## Exercise aim
All of the data should be repeated exactly; pictures are not part of the copy.

## Stored data
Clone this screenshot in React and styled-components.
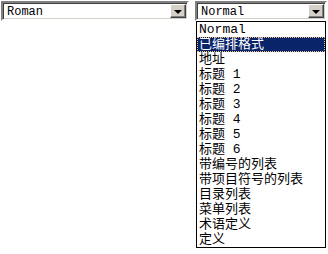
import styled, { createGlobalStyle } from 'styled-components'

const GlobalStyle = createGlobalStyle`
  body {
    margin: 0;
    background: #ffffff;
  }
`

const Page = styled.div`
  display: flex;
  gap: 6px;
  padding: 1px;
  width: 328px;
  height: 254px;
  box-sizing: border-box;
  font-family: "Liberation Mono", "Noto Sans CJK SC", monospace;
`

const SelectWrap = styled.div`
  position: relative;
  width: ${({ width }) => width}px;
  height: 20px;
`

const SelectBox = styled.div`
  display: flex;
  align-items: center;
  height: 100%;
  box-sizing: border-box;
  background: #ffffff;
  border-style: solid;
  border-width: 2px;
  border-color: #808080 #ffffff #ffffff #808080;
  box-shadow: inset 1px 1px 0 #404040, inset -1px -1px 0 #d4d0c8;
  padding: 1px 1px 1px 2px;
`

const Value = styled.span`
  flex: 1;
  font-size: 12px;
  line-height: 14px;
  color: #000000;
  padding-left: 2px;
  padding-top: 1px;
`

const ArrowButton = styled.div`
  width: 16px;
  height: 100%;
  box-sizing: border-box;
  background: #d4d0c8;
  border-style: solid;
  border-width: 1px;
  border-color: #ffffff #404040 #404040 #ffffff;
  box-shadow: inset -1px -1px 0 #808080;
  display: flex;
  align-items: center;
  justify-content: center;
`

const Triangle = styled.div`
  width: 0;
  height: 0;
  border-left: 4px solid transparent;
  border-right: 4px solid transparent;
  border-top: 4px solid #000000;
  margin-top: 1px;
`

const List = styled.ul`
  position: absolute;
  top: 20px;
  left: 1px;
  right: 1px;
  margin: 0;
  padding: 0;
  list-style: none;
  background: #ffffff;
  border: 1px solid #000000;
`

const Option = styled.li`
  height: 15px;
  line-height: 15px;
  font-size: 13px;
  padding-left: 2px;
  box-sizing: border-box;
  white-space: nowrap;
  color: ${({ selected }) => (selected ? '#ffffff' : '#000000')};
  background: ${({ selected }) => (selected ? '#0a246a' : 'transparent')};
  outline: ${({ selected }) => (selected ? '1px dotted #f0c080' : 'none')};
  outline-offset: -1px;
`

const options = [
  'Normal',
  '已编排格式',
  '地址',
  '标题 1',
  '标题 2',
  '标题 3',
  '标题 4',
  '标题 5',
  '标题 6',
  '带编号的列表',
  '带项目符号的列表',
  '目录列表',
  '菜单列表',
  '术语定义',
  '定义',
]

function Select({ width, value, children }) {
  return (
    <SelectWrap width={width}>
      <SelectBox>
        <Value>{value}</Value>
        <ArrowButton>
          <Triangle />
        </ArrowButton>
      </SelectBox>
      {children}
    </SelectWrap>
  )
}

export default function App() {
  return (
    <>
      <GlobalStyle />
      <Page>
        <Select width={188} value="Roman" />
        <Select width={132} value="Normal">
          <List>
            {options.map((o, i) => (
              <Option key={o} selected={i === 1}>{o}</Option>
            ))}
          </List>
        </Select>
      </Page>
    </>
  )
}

## Answer to this task
Clone this screenshot in React and styled-components.
import styled, { createGlobalStyle } from 'styled-components'

const GlobalStyle = createGlobalStyle`
  body {
    margin: 0;
    background: #ffffff;
  }
`

const Page = styled.div`
  display: flex;
  gap: 6px;
  padding: 1px;
  width: 328px;
  height: 254px;
  box-sizing: border-box;
  font-family: "Liberation Mono", "Noto Sans CJK SC", monospace;
`

const SelectWrap = styled.div`
  position: relative;
  width: ${({ width }) => width}px;
  height: 20px;
`

const SelectBox = styled.div`
  display: flex;
  align-items: center;
  height: 100%;
  box-sizing: border-box;
  background: #ffffff;
  border-style: solid;
  border-width: 2px;
  border-color: #808080 #ffffff #ffffff #808080;
  box-shadow: inset 1px 1px 0 #404040, inset -1px -1px 0 #d4d0c8;
  padding: 1px 1px 1px 2px;
`

const Value = styled.span`
  flex: 1;
  font-size: 12px;
  line-height: 14px;
  color: #000000;
  padding-left: 2px;
  padding-top: 1px;
`

const ArrowButton = styled.div`
  width: 16px;
  height: 100%;
  box-sizing: border-box;
  background: #d4d0c8;
  border-style: solid;
  border-width: 1px;
  border-color: #ffffff #404040 #404040 #ffffff;
  box-shadow: inset -1px -1px 0 #808080;
  display: flex;
  align-items: center;
  justify-content: center;
`

const Triangle = styled.div`
  width: 0;
  height: 0;
  border-left: 4px solid transparent;
  border-right: 4px solid transparent;
  border-top: 4px solid #000000;
  margin-top: 1px;
`

const List = styled.ul`
  position: absolute;
  top: 20px;
  left: 1px;
  right: 1px;
  margin: 0;
  padding: 0;
  list-style: none;
  background: #ffffff;
  border: 1px solid #000000;
`

const Option = styled.li`
  height: 15px;
  line-height: 15px;
  font-size: 13px;
  padding-left: 2px;
  box-sizing: border-box;
  white-space: nowrap;
  color: ${({ selected }) => (selected ? '#ffffff' : '#000000')};
  background: ${({ selected }) => (selected ? '#0a246a' : 'transparent')};
  outline: ${({ selected }) => (selected ? '1px dotted #f0c080' : 'none')};
  outline-offset: -1px;
`

const options = [
  'Normal',
  '已编排格式',
  '地址',
  '标题 1',
  '标题 2',
  '标题 3',
  '标题 4',
  '标题 5',
  '标题 6',
  '带编号的列表',
  '带项目符号的列表',
  '目录列表',
  '菜单列表',
  '术语定义',
  '定义',
]

function Select({ width, value, children }) {
  return (
    <SelectWrap width={width}>
      <SelectBox>
        <Value>{value}</Value>
        <ArrowButton>
          <Triangle />
        </ArrowButton>
      </SelectBox>
      {children}
    </SelectWrap>
  )
}

export default function App() {
  return (
    <>
      <GlobalStyle />
      <Page>
        <Select width={188} value="Roman" />
        <Select width={132} value="Normal">
          <List>
            {options.map((o, i) => (
              <Option key={o} selected={i === 1}>{o}</Option>
            ))}
          </List>
        </Select>
      </Page>
    </>
  )
}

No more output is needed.